When faced with two big financial priorities, such as paying off old debt and saving for retirement, it can be easier to focus on just one. For people repaying student loans for themselves or their children, for example, 38% weren’t able to put money away for retirement, according to a 2015 survey from the National Foundation for Credit Counseling and NerdWallet. But there are ways you can contribute to retirement savings even while paying off student or other debt.
Neglecting either one can be a losing proposition. If you focus just on repaying debts, you can lose out on potential investment returns from money placed in a retirement account. On the other hand, you don’t want to pay more interest on debt than you need to. So here are some steps to help you save while reducing what you owe.
Step 1: Pay at least the minimum on debts consistently
Missing a loan or credit card payment can cost you in extra interest, fees and a dip in your credit score, so make sure to pay at least the minimum required amount each month to avoid this. That said, don’t go overboard in paying at this point. If you rush to erase the debt as fast as you can, you might miss out on potential long-term gains from investing your money now.
Step 2: Save in a 401(k) up to any match, or set up an alternative
If your employer offers a 401(k) or similar retirement savings plan and will match part of your contributions, put in at least enough to gain the maximum matching amount. Also see how you can invest the money. For example, $10,000 invested to produce an 8% annual return — the average over the past decade for the Standard & Poor’s 500 Index of large U.S. stocks — would grow to more than $100,000 over 30 years. If you’re young enough, you can let your money compound for decades.

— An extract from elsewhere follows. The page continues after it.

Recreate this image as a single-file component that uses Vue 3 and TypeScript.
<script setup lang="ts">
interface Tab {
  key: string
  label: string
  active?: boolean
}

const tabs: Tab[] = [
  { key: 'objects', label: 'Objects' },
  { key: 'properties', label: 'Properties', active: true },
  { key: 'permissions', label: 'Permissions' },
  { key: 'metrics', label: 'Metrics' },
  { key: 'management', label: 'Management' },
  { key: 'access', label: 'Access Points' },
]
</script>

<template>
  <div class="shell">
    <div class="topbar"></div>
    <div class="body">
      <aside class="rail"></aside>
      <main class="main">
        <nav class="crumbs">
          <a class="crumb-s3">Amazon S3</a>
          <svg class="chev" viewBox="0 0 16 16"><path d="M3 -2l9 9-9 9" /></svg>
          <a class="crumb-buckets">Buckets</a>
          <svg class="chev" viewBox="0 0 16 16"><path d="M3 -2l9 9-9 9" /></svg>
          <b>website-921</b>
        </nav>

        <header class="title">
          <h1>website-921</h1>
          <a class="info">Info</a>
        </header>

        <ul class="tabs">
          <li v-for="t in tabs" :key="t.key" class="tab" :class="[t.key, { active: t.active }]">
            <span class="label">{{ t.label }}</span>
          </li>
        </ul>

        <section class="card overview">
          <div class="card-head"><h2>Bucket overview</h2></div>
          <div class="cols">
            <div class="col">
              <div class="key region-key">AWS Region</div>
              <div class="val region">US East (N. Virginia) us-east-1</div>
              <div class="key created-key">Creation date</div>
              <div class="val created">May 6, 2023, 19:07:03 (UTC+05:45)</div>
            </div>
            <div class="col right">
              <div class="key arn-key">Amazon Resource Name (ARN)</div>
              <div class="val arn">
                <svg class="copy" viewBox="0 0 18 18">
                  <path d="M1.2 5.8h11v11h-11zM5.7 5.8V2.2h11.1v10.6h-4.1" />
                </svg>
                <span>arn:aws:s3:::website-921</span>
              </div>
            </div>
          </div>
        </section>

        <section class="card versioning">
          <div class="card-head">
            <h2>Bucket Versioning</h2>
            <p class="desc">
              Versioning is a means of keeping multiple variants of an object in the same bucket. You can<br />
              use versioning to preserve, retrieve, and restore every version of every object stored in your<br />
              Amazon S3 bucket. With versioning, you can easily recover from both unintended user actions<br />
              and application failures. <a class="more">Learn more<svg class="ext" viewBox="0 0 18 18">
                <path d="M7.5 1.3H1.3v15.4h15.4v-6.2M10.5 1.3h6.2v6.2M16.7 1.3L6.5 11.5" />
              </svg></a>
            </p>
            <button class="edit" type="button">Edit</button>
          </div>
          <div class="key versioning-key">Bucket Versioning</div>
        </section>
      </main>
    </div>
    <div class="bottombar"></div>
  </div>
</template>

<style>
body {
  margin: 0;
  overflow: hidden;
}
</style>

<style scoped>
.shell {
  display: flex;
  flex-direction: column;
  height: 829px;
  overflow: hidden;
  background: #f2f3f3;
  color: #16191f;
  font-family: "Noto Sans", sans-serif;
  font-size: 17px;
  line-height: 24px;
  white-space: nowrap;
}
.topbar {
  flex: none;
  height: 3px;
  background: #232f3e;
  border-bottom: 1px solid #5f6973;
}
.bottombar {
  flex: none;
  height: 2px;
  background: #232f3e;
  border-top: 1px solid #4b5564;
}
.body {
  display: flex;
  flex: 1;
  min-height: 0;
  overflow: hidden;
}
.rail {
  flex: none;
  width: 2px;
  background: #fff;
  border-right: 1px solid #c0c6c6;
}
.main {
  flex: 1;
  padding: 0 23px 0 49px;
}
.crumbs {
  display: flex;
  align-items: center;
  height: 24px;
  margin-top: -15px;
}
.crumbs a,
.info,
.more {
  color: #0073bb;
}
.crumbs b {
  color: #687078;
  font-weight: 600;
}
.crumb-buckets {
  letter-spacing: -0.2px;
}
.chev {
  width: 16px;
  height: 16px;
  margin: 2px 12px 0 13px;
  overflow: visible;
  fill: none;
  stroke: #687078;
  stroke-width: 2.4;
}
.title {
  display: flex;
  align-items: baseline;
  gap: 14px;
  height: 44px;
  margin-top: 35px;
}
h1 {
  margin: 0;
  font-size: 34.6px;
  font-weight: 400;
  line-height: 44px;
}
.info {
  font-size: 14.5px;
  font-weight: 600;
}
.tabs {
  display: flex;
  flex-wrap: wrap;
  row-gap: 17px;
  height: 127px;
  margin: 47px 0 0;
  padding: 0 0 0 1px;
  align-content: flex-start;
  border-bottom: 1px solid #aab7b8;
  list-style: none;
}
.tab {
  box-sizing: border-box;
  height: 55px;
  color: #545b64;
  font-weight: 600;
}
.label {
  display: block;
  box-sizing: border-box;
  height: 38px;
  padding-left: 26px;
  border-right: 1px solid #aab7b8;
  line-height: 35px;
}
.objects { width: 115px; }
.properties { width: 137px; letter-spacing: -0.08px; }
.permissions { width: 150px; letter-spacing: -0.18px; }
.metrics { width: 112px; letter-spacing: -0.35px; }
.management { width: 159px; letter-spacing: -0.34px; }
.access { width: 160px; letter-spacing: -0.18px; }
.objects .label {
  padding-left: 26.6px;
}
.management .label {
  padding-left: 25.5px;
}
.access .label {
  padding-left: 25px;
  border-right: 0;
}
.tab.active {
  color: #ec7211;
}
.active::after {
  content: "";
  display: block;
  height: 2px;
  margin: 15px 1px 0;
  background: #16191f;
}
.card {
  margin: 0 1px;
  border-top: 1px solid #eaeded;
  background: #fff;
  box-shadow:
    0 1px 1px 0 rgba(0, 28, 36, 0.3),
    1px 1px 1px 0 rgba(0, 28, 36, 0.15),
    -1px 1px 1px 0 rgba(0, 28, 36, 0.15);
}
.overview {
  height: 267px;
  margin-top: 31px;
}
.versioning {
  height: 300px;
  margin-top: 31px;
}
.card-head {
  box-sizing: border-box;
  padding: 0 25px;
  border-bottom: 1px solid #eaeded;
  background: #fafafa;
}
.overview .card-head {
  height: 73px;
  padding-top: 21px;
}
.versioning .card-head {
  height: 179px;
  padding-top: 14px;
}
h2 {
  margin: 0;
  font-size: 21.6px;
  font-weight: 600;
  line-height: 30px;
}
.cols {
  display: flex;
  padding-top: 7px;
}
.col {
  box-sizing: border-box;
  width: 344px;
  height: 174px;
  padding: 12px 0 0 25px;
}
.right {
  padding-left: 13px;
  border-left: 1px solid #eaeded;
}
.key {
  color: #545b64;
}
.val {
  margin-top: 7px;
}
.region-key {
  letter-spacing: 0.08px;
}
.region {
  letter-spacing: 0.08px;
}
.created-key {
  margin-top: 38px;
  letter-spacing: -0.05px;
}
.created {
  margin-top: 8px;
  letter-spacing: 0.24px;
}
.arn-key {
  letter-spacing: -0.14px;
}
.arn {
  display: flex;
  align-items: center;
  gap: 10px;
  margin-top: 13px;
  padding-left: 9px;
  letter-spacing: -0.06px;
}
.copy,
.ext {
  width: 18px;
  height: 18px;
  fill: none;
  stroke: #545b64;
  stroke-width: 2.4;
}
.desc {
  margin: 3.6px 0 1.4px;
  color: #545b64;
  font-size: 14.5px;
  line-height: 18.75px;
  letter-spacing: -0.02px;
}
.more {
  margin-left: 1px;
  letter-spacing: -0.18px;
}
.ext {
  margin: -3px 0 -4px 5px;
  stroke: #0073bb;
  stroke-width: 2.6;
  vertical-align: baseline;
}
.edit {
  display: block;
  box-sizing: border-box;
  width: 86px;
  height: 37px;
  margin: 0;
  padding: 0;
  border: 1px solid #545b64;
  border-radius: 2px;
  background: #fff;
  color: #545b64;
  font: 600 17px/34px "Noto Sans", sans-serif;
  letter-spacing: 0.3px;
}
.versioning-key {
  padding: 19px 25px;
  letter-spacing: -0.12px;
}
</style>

If you don’t have access to a 401(k), consider setting up a Roth IRA. The annual maximum you can put in is $5,500, or $6,500 if you’re 50 or older. A Roth IRA lets your money grow tax-free.
Step 3: Focus on paying off debt
Once you have started setting aside some money for retirement, you can turn your attention back to reducing your loans or credit card balances. By paying off more than the minimum each month, you eliminate your debts faster and cut the interest you end up paying.
As you manage these two goals, remember to build an emergency fund as well, so that you have ready cash to cover unanticipated expenses. If you don’t, you might end up back in debt or draining your savings.
By following these steps, you can avoid having to choose between your retirement goals and paying off debt. Taking advantage of the opportunity to save money now and to reduce debt can help you improve your financial life for years to come.